I have spent years researching religious history, ancient civilizations, and mythology to get to the root of these unequal power dynamics in relationships. The beliefs that bind us in relationships today were formulated thousands of years ago and can be traced back to the story of Adam and Eve.
They tell us that god exists outside of us. They granted men "divine authority" to rule over women. They prohibited women from having a Self, choosing for herself, or experiencing her own sexuality. The list goes on.
What I help my clients do is untether themselves from the core wounds of shame, guilt, doubt, blame, fear, and unworthiness. I guide them to connect with their own soul, which is to come into ecstatic union with their divinity here in form. This activates their life force energy and creates the capacity for deep intimacy, sacred sexuality, and true love.
The reclamation of one's sovereignty means that we enter into relationships from a place of inner fullness and choice, not lack or need (which is quite common!). An example of a need-based relationship is needing to be loved, feeling lonely when you’re alone, or believing you can’t “make it on your own” without a partner.
When each person learns how to source love from within and operate from a place of embodied wholeness, there are no unhealthy attachments. You don’t “need” the other person to conform to your expectations or demands. You don’t “need” the other person to change who they are so you can be happy. You don’t “need” the other person to validate how you feel in order to act on your own soul knowing.
You don't hide who you are. You don't silence your truth. You don't become who they want you to be. You are not loved for what you do or how you make others feel but for who you are.
Based on your experience working with clients from around the world, what is the biggest belief we must face in order to reclaim our sovereignty and experience freedom in relationships?
The belief that you must prove yourself worthy of love. You are love. The "work" is to embody the love that you are. You align every aspect of your being thoughts, feelings, choices, words to this truth.
If somebody wants to embody their power and reclaim their sovereignty to experience true freedom, how do they start? What offerings do you have to support them?
The path to sovereignty starts with a decision. It is the decision to say yes to your Self, your truth, your freedom. That's why I created a free Ritual to reclaim your Sovereignty that you can access on my website.

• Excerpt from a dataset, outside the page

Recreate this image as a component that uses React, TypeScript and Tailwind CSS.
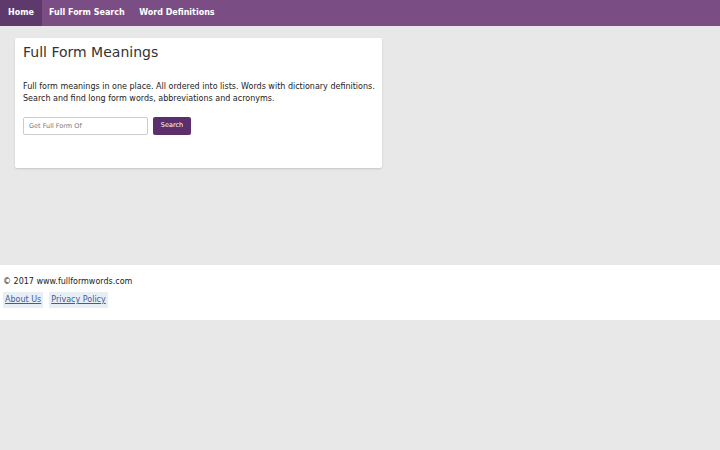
import React from 'react';

export default function App() {
  return (
    <div className="min-h-[450px] bg-[#e8e8e8] font-['DejaVu_Sans',sans-serif] text-[#222]">
      <nav className="h-[26px] bg-[#7a4e85] flex text-white text-[8px] font-bold">
        <a className="px-[8px] flex items-center bg-[#5e3a6c]">Home</a>
        <a className="px-[7px] flex items-center">Full Form Search</a>
        <a className="px-[7.5px] flex items-center">Word Definitions</a>
      </nav>
      <main className="h-[239px] pt-[12px] pl-[15px]">
        <div className="w-[367px] h-[130px] bg-white rounded-[2px] shadow-[0_1px_2px_rgba(0,0,0,0.15)] px-[8px] pt-[5px]">
          <h1 className="text-[14px] text-[#333] leading-[18px]">Full Form Meanings</h1>
          <p className="mt-[20px] text-[8px] leading-[12px] text-[#222] whitespace-nowrap">
            Full form meanings in one place. All ordered into lists. Words with dictionary definitions.
            <br />
            Search and find long form words, abbreviations and acronyms.
          </p>
          <div className="mt-[12px] flex gap-[5px]">
            <input
              placeholder="Get Full Form Of"
              className="w-[125px] h-[18px] border border-[#ccc] rounded-[2px] px-[5px] text-[6.5px] placeholder:text-[#777] outline-none"
            />
            <button className="h-[18px] w-[38px] bg-[#5b2f6b] text-white text-[6.5px] rounded-[2px]">Search</button>
          </div>
        </div>
      </main>
      <footer className="h-[55px] bg-white px-[3px] pt-[11px] text-[8px]">
        <div className="text-[#222]">© 2017 www.fullformwords.com</div>
        <div className="mt-[4px] flex gap-[6px]">
          <a className="bg-[#e8eef6] px-[2px] py-[2px] text-[#3a5f9e] underline">About Us</a>
          <a className="bg-[#e8eef6] px-[2px] py-[2px] text-[#3a5f9e] underline">Privacy Policy</a>
        </div>
      </footer>
    </div>
  );
}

Sovereignty requires deep levels of self-knowledge. An unconscious choice isn't really a choice at all. You have to anchor into your soul's truth while releasing all that is not your truth. This requires clearing out your subconscious mind (the unconscious blocks, beliefs, and traumas that keep you stuck in repetitive patterns).
This cannot be done with the mind alone. The subconscious is accessed and transformed through your energetic and emotional state. I teach people how to access the energy of their soul and align every aspect of their being to their soul's truth in my online Sacred Body Wisdom Foundational Series, which you can access here.
It includes eight activations and embodiment practices that help you embody your power and reclaim your sovereignty. There are teachings and journal prompts to take you into your
subconscious mind, clear stagnant energies and emotions, and activate your life force energy.
Some people prefer more individualized attention, so I also offer a 1:1 private portal of transformation to Embody your Sacred, Sovereign Power. We work on all levels of your being - energetic, emotional, physical, and spiritual - so you fully liberate yourself across lifetimes. You can learn more and schedule a free 30-minute Sovereignty Breakthrough Session with me here.
Do you have any final words for the reader?
Spend time with yourself every day, even if it is simply to sit in silence for a few moments. Feel the unique essence of you. Give it space to breathe, to talk to you, to expand. It is in the silence that we truly hear.